Director Peter Berg (Deepwater Horizon, Hancock) and his co-writers Matt Cook and Josh Zetumer lose their way mid-film, possibly losing audience interest as well. Patriots Day spends too much time showing and telling us what we already know if we followed the news story as it happened. A successful movie would tell us what we don’t know.
While Patriots Day tries to stick to the facts, its main character is fictional, or as studios like to say, “a composite.” Police officer Tommy Saunders (Mark Wahlberg) is trying to mend both his knee and his reputation on the force, and for his sins, is assigned to the marathon’s finish line. This puts him front and center when unexpected tragedy strikes.
It takes about 25 minutes of screen time for tragedy to strike, while the film introduces and follows numerous characters on the night before and morning of the bombing. Two of those characters are the Tsarnaev brothers, preparing to plant and stage their bombs. Other characters don’t figure until late into the film, so you might be puzzled about why you’re seeing them now. There’s no context.
The scenes of the bombing and its aftermath are grim, with no hesitation about showing blood, amputated limbs, and snapped bones. The realism is painfully intense and could test your tolerance for violence and gore. (Patriots Day is not for children.)
But because this sequence is so vivid and relentless, it’s difficult for anything that follows to maintain the intensity. The focus on capturing the terrorists diminishes Patriots Day into an extended chase scene, muting the impact of later violent scenes. Too much time is spent watching Wahlberg driving around the Boston area with tired red eyes to show how hard he’s working. The heavy-handed score — a disappointment from Trent Reznor and Atticus Ross — tries to manufacture suspense and drama. (Worse yet, in some post-bombing scenes, the music sounds like your car warning you that you left a door open, chiming repeatedly.)

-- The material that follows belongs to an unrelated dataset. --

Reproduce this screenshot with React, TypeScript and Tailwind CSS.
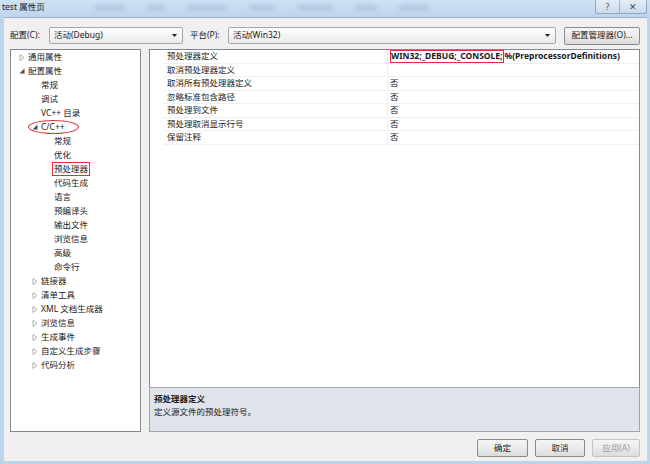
import React from "react";

const FONT = { fontFamily: '"Noto Sans","Noto Sans CJK SC",sans-serif' };

type Arrow = "none" | "collapsed" | "expanded";

function ArrowIcon({ kind }: { kind: Arrow }) {
  if (kind === "collapsed")
    return (
      <svg width="6" height="7" viewBox="0 0 6 7">
        <path d="M1 0.5 L5 3.5 L1 6.5 Z" fill="none" stroke="#a6a6a6" strokeWidth="0.9" />
      </svg>
    );
  if (kind === "expanded")
    return (
      <svg width="6" height="6" viewBox="0 0 6 6">
        <path d="M5.5 0.5 L5.5 5.5 L0.5 5.5 Z" fill="#4a4a4a" />
      </svg>
    );
  return null;
}

type TreeItem = { level: number; arrow: Arrow; text: string; mark?: "ellipse" | "box" };

const tree: TreeItem[] = [
  { level: 0, arrow: "collapsed", text: "通用属性" },
  { level: 0, arrow: "expanded", text: "配置属性" },
  { level: 1, arrow: "none", text: "常规" },
  { level: 1, arrow: "none", text: "调试" },
  { level: 1, arrow: "none", text: "VC++ 目录" },
  { level: 1, arrow: "expanded", text: "C/C++", mark: "ellipse" },
  { level: 2, arrow: "none", text: "常规" },
  { level: 2, arrow: "none", text: "优化" },
  { level: 2, arrow: "none", text: "预处理器", mark: "box" },
  { level: 2, arrow: "none", text: "代码生成" },
  { level: 2, arrow: "none", text: "语言" },
  { level: 2, arrow: "none", text: "预编译头" },
  { level: 2, arrow: "none", text: "输出文件" },
  { level: 2, arrow: "none", text: "浏览信息" },
  { level: 2, arrow: "none", text: "高级" },
  { level: 2, arrow: "none", text: "命令行" },
  { level: 1, arrow: "collapsed", text: "链接器" },
  { level: 1, arrow: "collapsed", text: "清单工具" },
  { level: 1, arrow: "collapsed", text: "XML 文档生成器" },
  { level: 1, arrow: "collapsed", text: "浏览信息" },
  { level: 1, arrow: "collapsed", text: "生成事件" },
  { level: 1, arrow: "collapsed", text: "自定义生成步骤" },
  { level: 1, arrow: "collapsed", text: "代码分析" },
];

const props: [string, string][] = [
  ["预处理器定义", ""],
  ["取消预处理器定义", ""],
  ["取消所有预处理器定义", "否"],
  ["忽略标准包含路径", "否"],
  ["预处理到文件", "否"],
  ["预处理取消显示行号", "否"],
  ["保留注释", "否"],
];

function Combo({ text, className }: { text: string; className: string }) {
  return (
    <div
      className={`h-[17px] flex items-center border border-[#a7a7a7] rounded-[2px] bg-gradient-to-b from-[#fdfdfd] to-[#ebebeb] pl-[4px] pr-[5px] ${className}`}
    >
      <span className="flex-1 text-[8.5px] text-[#1a1a1a] leading-none">{text}</span>
      <svg width="5" height="3" viewBox="0 0 5 3">
        <path d="M0 0 L5 0 L2.5 3 Z" fill="#222" />
      </svg>
    </div>
  );
}

function Btn({ text, disabled, className }: { text: string; disabled?: boolean; className: string }) {
  return (
    <div
      className={`h-[18px] flex items-center justify-center border ${
        disabled ? "border-[#c5c5c5] text-[#9a9a9a]" : "border-[#8a8a8a] text-[#1a1a1a]"
      } rounded-[2px] bg-gradient-to-b from-[#f6f6f6] via-[#ebebeb] to-[#dcdcdc] text-[8.5px] leading-none ${className}`}
    >
      {text}
    </div>
  );
}

export default function App() {
  return (
    <div
      className="w-[650px] h-[464px] flex flex-col bg-[#bcd4ec] overflow-hidden"
      style={FONT}
    >
      {/* title bar */}
      <div className="h-[17px] flex items-start relative bg-gradient-to-b from-[#cfe1f3] to-[#bdd5ec]">
        <div className="flex-1 flex items-center h-[15px] pl-[2px] text-[8.5px] text-[#1b1b1b] leading-none">
          test 属性页
          <div className="ml-[50px] flex gap-[22px] opacity-40 blur-[2px]">
            <div className="w-[30px] h-[5px] bg-[#8aa6c2] rounded" />
            <div className="w-[18px] h-[5px] bg-[#8aa6c2] rounded" />
            <div className="w-[40px] h-[5px] bg-[#8aa6c2] rounded" />
            <div className="w-[26px] h-[5px] bg-[#8aa6c2] rounded" />
            <div className="w-[36px] h-[5px] bg-[#8aa6c2] rounded" />
            <div className="w-[22px] h-[5px] bg-[#8aa6c2] rounded" />
            <div className="w-[30px] h-[5px] bg-[#8aa6c2] rounded" />
          </div>
        </div>
        <div className="flex h-[14px] mr-[3px] border border-t-0 border-[#8ea7c2] rounded-b-[3px] bg-gradient-to-b from-[#e3edf7] to-[#cbdbec] overflow-hidden">
          <div className="w-[24px] flex items-center justify-center text-[8px] text-[#3b4a5c] border-r border-[#9fb5cc] leading-none">
            ?
          </div>
          <div className="w-[26px] flex items-center justify-center text-[9px] text-[#3b4a5c] leading-none">
            ✕
          </div>
        </div>
      </div>

      {/* client */}
      <div className="flex-1 flex flex-col ml-[4px] mr-[3px] mb-[3px] bg-[#f0f0f0] border-t border-[#9db3ca] pl-[6px] pr-[7px] pt-[9px]">
        {/* config row */}
        <div className="flex items-center h-[17px] text-[8.5px] text-[#1a1a1a] leading-none">
          <span className="w-[39px]">配置(C):</span>
          <Combo text="活动(Debug)" className="w-[134px]" />
          <span className="ml-[7px] w-[38px]">平台(P):</span>
          <Combo text="活动(Win32)" className="w-[328px]" />
          <Btn text="配置管理器(O)..." className="ml-[8px] w-[76px] h-[17px]" />
        </div>

        {/* panels */}
        <div className="flex mt-[5px] h-[383px] gap-[8px]">
          {/* tree */}
          <div className="w-[131px] bg-white border border-[#828790] pt-[0px] text-[8.5px] text-[#1a1a1a]">
            {tree.map((t, i) => (
              <div
                key={i}
                className="h-[14px] flex items-center leading-none relative"
                style={{ paddingLeft: 5 + t.level * 13 }}
              >
                <div className="w-[12px] flex items-center justify-center">
                  <ArrowIcon kind={t.arrow} />
                </div>
                {t.mark === "box" ? (
                  <span className="border border-[#e0303a] px-[1px] py-[2px] -ml-[2px]">{t.text}</span>
                ) : (
                  <span>{t.text}</span>
                )}
                {t.mark === "ellipse" && (
                  <div className="absolute left-[17px] top-[0px] w-[51px] h-[14px] border border-[#e0303a] rounded-[50%]" />
                )}
              </div>
            ))}
          </div>

          {/* right column */}
          <div className="flex-1 flex flex-col">
            <div className="flex-1 bg-white border border-[#828790] border-b-0 text-[8.5px] text-[#1a1a1a]">
              {props.map(([k, v], i) => (
                <div key={i} className="h-[13.5px] flex leading-none">
                  <div className="w-[13px]" />
                  <div className="w-[225px] flex items-center pl-[4px] border-b border-[#f0f0f0] border-r">
                    {k}
                  </div>
                  <div className="flex-1 flex items-center pl-[2px] border-b border-[#f0f0f0]">
                    {i === 0 ? (
                      <span className="font-bold flex items-center">
                        <span className="border border-[#e0303a] py-[1px] pr-[1px]">WIN32;_DEBUG;_CONSOLE;</span>
                        <span>%(PreprocessorDefinitions)</span>
                      </span>
                    ) : (
                      v
                    )}
                  </div>
                </div>
              ))}
            </div>
            <div className="h-[45px] bg-[#dfe3ea] border border-[#a0a4ab] pl-[4px] pt-[4px] text-[8.5px] text-[#1a1a1a] leading-[13px]">
              <div className="font-bold">预处理器定义</div>
              <div>定义源文件的预处理符号。</div>
            </div>
          </div>
        </div>

        {/* buttons */}
        <div className="flex justify-end mt-[7px] gap-[7px]">
          <Btn text="确定" className="w-[51px]" />
          <Btn text="取消" className="w-[50px]" />
          <Btn text="应用(A)" disabled className="w-[48px]" />
        </div>
      </div>
    </div>
  );
}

Wahlberg is essentially playing the standard Wahlberg character, which works perfectly well but isn’t engaging. Michelle Monaghan dominates her scenes with him as Supportive Wife Saunders. Strong supporting actors make the most of unremarkably written roles: John Goodman as Commissioner Ed Davis, Kevin Bacon as an FBI agent, J.K. Simmons as a Watertown police sergeant, Jimmy O. Yang as Dun Meng, in the wrong place at the wrong time. Khandi Alexander lights up the screen in a single scene near the end of the film, interviewing an arrested suspect.
One character is especially underwritten: Boston itself, blandly portrayed. The city’s strong, individual personality should have been the backbone of Patriots Day. The movie is content with showing us baseball and Dunkin’ Donuts and getting the accents right. It feels like something is missing.
Patriots Day ends, predictably, by showing the real-life people depicted in the movie. It includes about five minutes of interviews about the day and its aftermath. These voices would have been compelling in a different context, but are diminished by being sandwiched between the movie and its credits. It’s hard not to compare this movie to the superior 2016 documentary Tower, which uses interviews extensively to tell compelling stories about people affected by the 1966 UT Tower shooting.
The filmmakers may have intended Patriots Day as a tribute to the heroic efforts of the forces who helped capture the terrorists behind the bombings, and to the people who were directly affected by the tragedy. But the movie’s story wanders all over the place, unable to tell a clear story from beginning to middle to end. And as the story wanders, your mind may wander too.
Jette Kernion lives in Austin, which rhymes with Boston.